How do you prove that for a polynomial P(X)

$\rm P(c)=0\ \Rightarrow\ X-c\ |\ P(X)\ $ i.e. $\rm\ (X-c)\ Q(X)\ =\ P(X)\ $ for some $\rm\ Q(X)\ $

For $\rm\ c=0\ $ it specializes to the obvious case: $\rm\ X\mid P(X) \iff P(0)=0$

If $\rm\ c\ne 0\ $ reduce to $\rm\ c=0\ $ by a shift: $\rm\ X\!-\!c\mid P(X) \iff X\mid P(X\!+\!c) \iff P(c)=0 $

It is helpful to be aware of the following simple equivalences.

Theorem $\ $ TFAE for a polynomial $\,f\in R[x],\,$ and $\,a\in R\,$ a commutative ring.

$(0)\ \ \ f = (x\!-\!a)q + r\ $ for some $\,q\in R[x],\ r\in R\ \ \ $ [Monic Linear Division Algorithm]

$(1)\ \ \ f\bmod x\!-\!a = f(a)\ \ \ \ \ \ \ $ [Remainder Theorem]

$(2)\ \ \ f(a) = 0\,\Rightarrow\, x\!-\!a\mid f\ \ \ \ $ [Factor Theorem]

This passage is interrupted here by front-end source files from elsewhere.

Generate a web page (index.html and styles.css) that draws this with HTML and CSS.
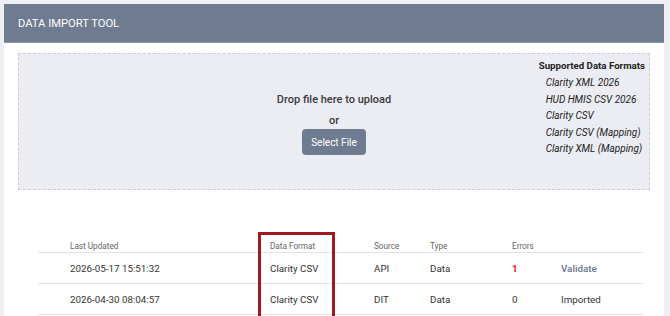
FILE: index.html
```html
<!DOCTYPE html>
<html lang="en">
<head>
  <meta charset="UTF-8" />
  <meta name="viewport" content="width=device-width, initial-scale=1.0"/>
  <title>Data Import Tool</title>
  <link rel="stylesheet" href="styles.css">
</head>
<body>
  <div class="card">
    <div class="card-header">Data Import Tool</div>

    <div class="card-body">
      <!-- upload area -->
      <div class="dropzone">
        <div></div>
        <div class="drop-center">
          <div class="drop-text">Drop file here to upload</div>
          <div class="drop-or">or</div>
          <button class="btn">Select File</button>
        </div>
        <div class="formats">
          <div class="formats-title">Supported Data Formats</div>
          <ul>
            <li>Clarity XML 2026</li>
            <li>HUD HMIS CSV 2026</li>
            <li>Clarity CSV</li>
            <li>Clarity CSV (Mapping)</li>
            <li>Clarity XML (Mapping)</li>
          </ul>
        </div>
      </div>

      <!-- import history -->
      <div class="history">
        <div class="row head">
          <div>Last Updated</div>
          <div>Data Format</div>
          <div>Source</div>
          <div>Type</div>
          <div>Errors</div>
          <div></div>
        </div>
        <div class="row">
          <div>2026-05-17 15:51:32</div>
          <div>Clarity CSV</div>
          <div>API</div>
          <div>Data</div>
          <div class="err">1</div>
          <div><a href="#" class="link">Validate</a></div>
        </div>
        <div class="row">
          <div>2026-04-30 08:04:57</div>
          <div>Clarity CSV</div>
          <div>DIT</div>
          <div>Data</div>
          <div>0</div>
          <div>Imported</div>
        </div>
        <div class="highlight"></div>
      </div>
    </div>
  </div>
</body>
</html>
```

FILE: styles.css
```css
body {
  margin: 0;
  padding: 4px 6px 0 4px;
  background: #eeeef3;
  font-family: Roboto, "Liberation Sans", sans-serif;
  color: #333;
}
.card {
  background: #fff;
  min-height: 400px;
}
.card-header {
  height: 39px;
  padding: 13px 0 0 14px;
  background: #6e7b91;
  color: #fff;
  font-size: 11.2px;
  line-height: 14px;
  text-transform: uppercase;
  border-bottom: 1px solid #8c97aa;
  box-sizing: border-box;
}
.card-body {
  padding: 10px 14px 0 14px;
}
.dropzone {
  display: grid;
  grid-template-columns: 1fr auto 1fr;
  height: 137px;
  box-sizing: border-box;
  background: #ecedf2;
  border: 1px dashed #cfd0d6;
}
.drop-center {
  text-align: center;
  padding-top: 39px;
}
.drop-text {
  font-size: 11px;
  font-weight: 500;
  color: #3a3a3a;
}
.drop-or {
  font-size: 11px;
  font-weight: 500;
  color: #3a3a3a;
  margin-top: 8px;
}
.btn {
  display: block;
  margin: 2px auto 0 auto;
  height: 26px;
  padding: 0 9px;
  background: #6e7b91;
  color: #fff;
  border: none;
  border-radius: 4px;
  font-family: inherit;
  font-size: 10px;
}
.formats {
  justify-self: end;
  padding: 6px 4px 0 0;
  font-size: 10px;
  color: #222;
}
.formats-title {
  font-size: 9.7px;
  font-weight: 700;
}
.formats ul {
  list-style: none;
  margin: 4px 0 0 0;
  padding: 0 0 0 7px;
}
.formats li {
  font-style: italic;
  line-height: 16.5px;
}
.history {
  position: relative;
  margin: 48px 7px 0 20px;
}
.row {
  display: grid;
  grid-template-columns: 200px 104px 56px 82px 49px 1fr;
  padding-left: 32px;
  height: 30px;
  align-items: center;
  border-bottom: 1px solid #e4e4e8;
  font-size: 9.8px;
  color: #333;
}
.row.head {
  height: 11px;
  padding-top: 3px;
  align-items: start;
  font-size: 8.2px;
  color: #666;
}
.err {
  color: #e0161c;
  font-weight: 700;
}
.link {
  color: #66748c;
  font-weight: 500;
  text-decoration: none;
}
/* annotation box around the Data Format column */
.highlight {
  position: absolute;
  left: 220px;
  top: -6px;
  width: 71px;
  height: 100px;
  border: 3px solid #9e1a20;
}
```
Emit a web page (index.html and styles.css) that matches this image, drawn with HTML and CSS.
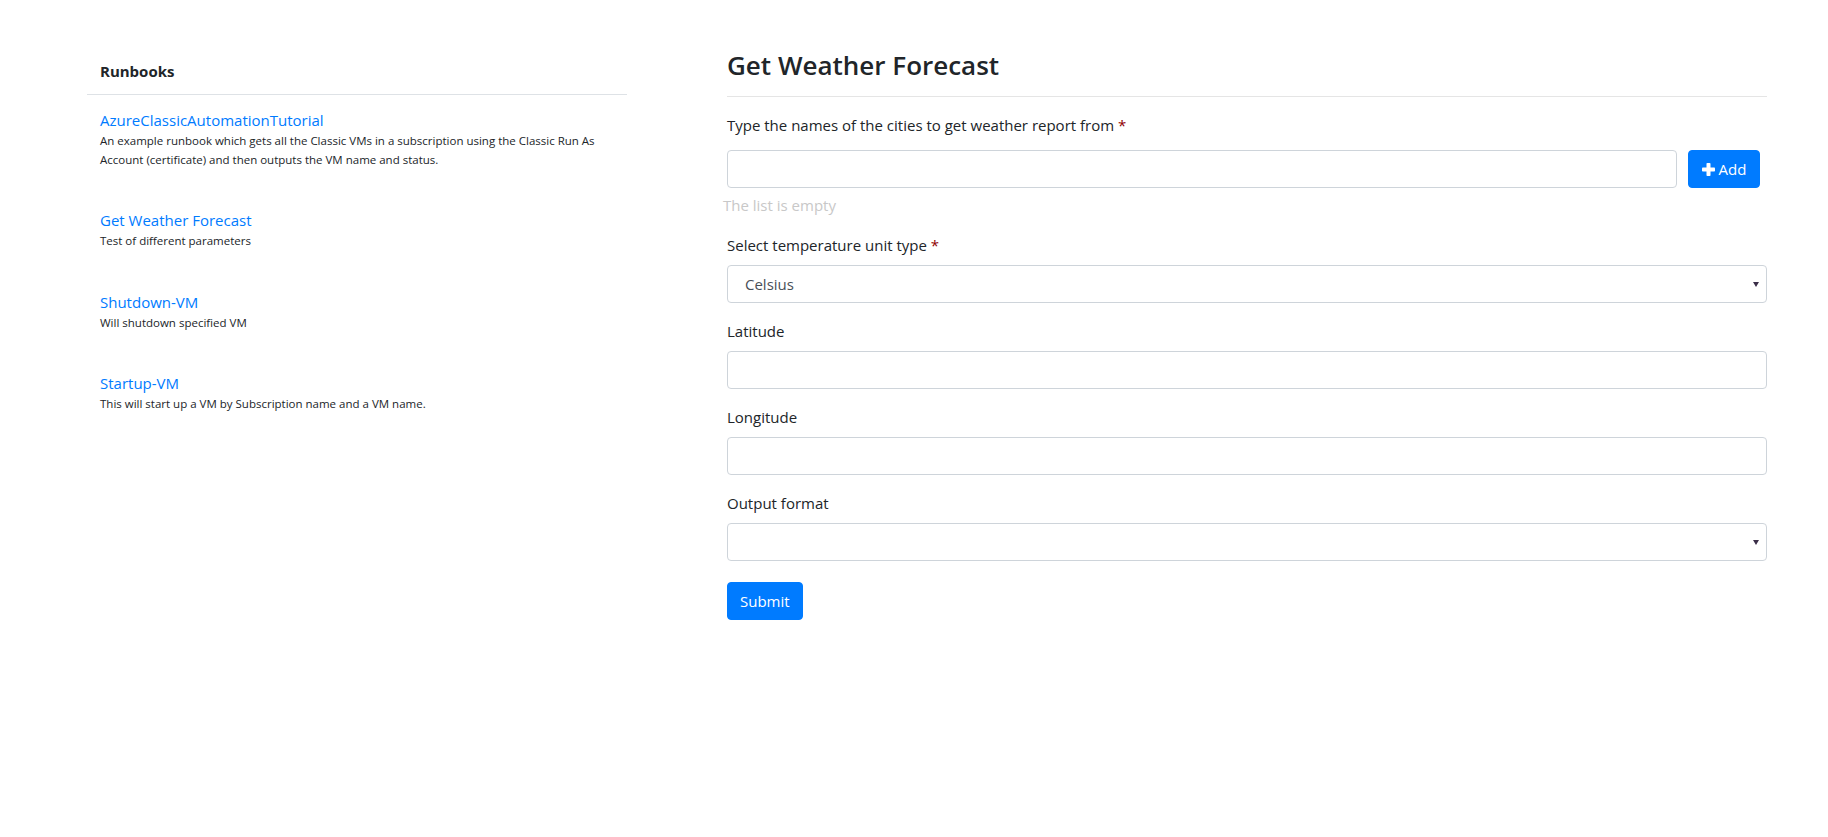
FILE: index.html
```html
<!DOCTYPE html>
<html lang="en">
<head>
<meta charset="utf-8">
<title>Get Weather Forecast</title>
<link rel="stylesheet" href="styles.css">
</head>
<body>
<div class="page">
  <aside class="sidebar">
    <div class="sidebar-head">Runbooks</div>
    <ul class="runbook-list">
      <li class="runbook">
        <a class="runbook-link" href="#">AzureClassicAutomationTutorial</a>
        <p class="runbook-desc">An example runbook which gets all the Classic VMs in a subscription using the Classic Run As Account (certificate) and then outputs the VM name and status.</p>
      </li>
      <li class="runbook">
        <a class="runbook-link" href="#">Get Weather Forecast</a>
        <p class="runbook-desc">Test of different parameters</p>
      </li>
      <li class="runbook">
        <a class="runbook-link" href="#">Shutdown-VM</a>
        <p class="runbook-desc">Will shutdown specified VM</p>
      </li>
      <li class="runbook">
        <a class="runbook-link" href="#">Startup-VM</a>
        <p class="runbook-desc">This will start up a VM by Subscription name and a VM name.</p>
      </li>
    </ul>
  </aside>

  <main class="content">
    <h3 class="title">Get Weather Forecast</h3>
    <hr class="rule">
    <form class="form">
      <div class="group">
        <label class="label">Type the names of the cities to get weather report from <span class="req">*</span></label>
        <div class="add-row">
          <input class="control" type="text">
          <button class="btn btn-add" type="button">
            <svg class="plus" width="13" height="13" viewBox="0 0 13 13" aria-hidden="true"><rect x="4.5" y="0" width="4" height="13" rx="0.8"/><rect x="0" y="4.5" width="13" height="4" rx="0.8"/></svg>
            <span>Add</span>
          </button>
        </div>
        <div class="empty-note">The list is empty</div>
      </div>

      <div class="group">
        <label class="label">Select temperature unit type <span class="req">*</span></label>
        <div class="select-wrap">
          <select class="control select">
            <option>Celsius</option>
            <option>Fahrenheit</option>
          </select>
        </div>
      </div>

      <div class="group">
        <label class="label">Latitude</label>
        <input class="control" type="text">
      </div>

      <div class="group">
        <label class="label">Longitude</label>
        <input class="control" type="text">
      </div>

      <div class="group">
        <label class="label">Output format</label>
        <div class="select-wrap">
          <select class="control select">
            <option></option>
          </select>
        </div>
      </div>

      <button class="btn btn-submit" type="submit">Submit</button>
    </form>
  </main>
</div>
</body>
</html>
```

FILE: styles.css
```css
body {
  margin: 0;
  font-family: "Open Sans", "Noto Sans", sans-serif;
  color: #212529;
  background: #fff;
}

.page {
  display: flex;
  gap: 100px;
  padding-left: 87px;
}

/* Sidebar */
.sidebar {
  width: 540px;
  flex: none;
  padding-top: 59px;
}

.sidebar-head {
  font-size: 15px;
  font-weight: 700;
  line-height: 24px;
  padding: 0 13px 11px;
  border-bottom: 1px solid #dee2e6;
}

.runbook-list {
  list-style: none;
  margin: 0;
  padding: 13px 13px 0;
  display: flex;
  flex-direction: column;
  gap: 38.9px;
}

.runbook-link {
  display: block;
  font-size: 15px;
  line-height: 24px;
  color: #007bff;
  text-decoration: none;
}

.runbook-desc {
  margin: 0;
  font-size: 11.5px;
  line-height: 18.7px;
  color: #212529;
}

/* Content */
.content {
  width: 1040px;
  flex: none;
  padding-top: 48px;
}

.title {
  margin: 0;
  font-size: 26px;
  font-weight: 600;
  line-height: 34px;
  color: #212529;
}

.rule {
  margin: 14px 0 16px;
  border: 0;
  border-top: 1px solid #e5e5e5;
}

.group {
  margin-bottom: 16px;
}

.label {
  display: block;
  font-size: 15px;
  line-height: 24px;
  margin-bottom: 8px;
}

.req {
  color: #8f0000;
}

.control {
  display: block;
  width: 100%;
  height: 38px;
  box-sizing: border-box;
  border: 1px solid #ced4da;
  border-radius: 4px;
  background: #fff;
  font-family: inherit;
  font-size: 15px;
  color: #495057;
  padding: 0 12px;
  margin: 0;
}

.add-row {
  display: flex;
  gap: 11px;
  padding-right: 7px;
  margin-top: 13px;
}

.add-row .control {
  flex: 1;
  width: auto;
  min-width: 0;
}

.btn {
  display: inline-flex;
  align-items: center;
  justify-content: center;
  height: 38px;
  box-sizing: border-box;
  border: 1px solid #007bff;
  border-radius: 4px;
  background: #007bff;
  color: #fff;
  font-family: inherit;
  font-size: 15px;
  line-height: 24px;
  cursor: pointer;
}

.btn-add {
  flex: none;
  width: 72px;
  padding: 0;
  gap: 4px;
}

.plus {
  fill: #fff;
  display: block;
}

.btn-submit {
  margin-top: 5px;
  padding: 0 12px;
}

.empty-note {
  margin: 5px 0 0 -4px;
  font-size: 15px;
  line-height: 24px;
  color: #c8c8c8;
}

.select-wrap {
  position: relative;
}

.select {
  -webkit-appearance: none;
  appearance: none;
  padding-left: 17px;
}

.select-wrap::after {
  content: "";
  position: absolute;
  right: 8px;
  top: 17px;
  border-left: 3.5px solid transparent;
  border-right: 3.5px solid transparent;
  border-top: 5px solid #3b2e48;
  pointer-events: none;
}
```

Proof $\ (0\Rightarrow 1)\ \ \ f = (x\!-\!a)q + r\,\overset{\large x\,=\,a}\Longrightarrow\, r=f(a)\,\Rightarrow\,f\bmod x\!-\!a = r = f(a) $

$(1\Rightarrow 2)\ \ \ f\bmod x\!-\!a = f(a) = 0\,\Rightarrow\, x\!-\!a\mid f$

$(2\Rightarrow 0)\ \ \ g := f-f(a)\,$ has $\,g(a) = 0\ $ so $\ g = f-f(a) = (x\!-\!a)q$

Remark $ $ The polynomial division algorithm always works in any polynomial ring for divisors that are monic (lead coef $= 1$ or a unit) such as $\,x-a\,$ above, see here.

Solution 2:

By the division algorithm, if $a(x)$ and $b(x)$ are any polynomials, and $a(x)\neq 0$, then there exist unique $q(x)$ and $r(x)$ such that $$b(x) = q(x)a(x) + r(x),\qquad r(x)=0\text{ or }\deg(r)\lt \deg(a).$$

Let $b(x) = p(x)$, and $a(x)=x-c$. Then $r(x)$ must be constant (since it is either zero or of degree strictly smaller than one), so $$b(x) = q(x)(x-c) + r.$$ Now evaluate at $x=c$.

Note. I find it strange that you say that this is "easy if $c$ is a root of $p(x)$". The Factor Theorem (that $x-c$ divides $p(x)$ when $c$ is a root of $p(x)$) is a corollary of this result. How exactly do you prove it without this?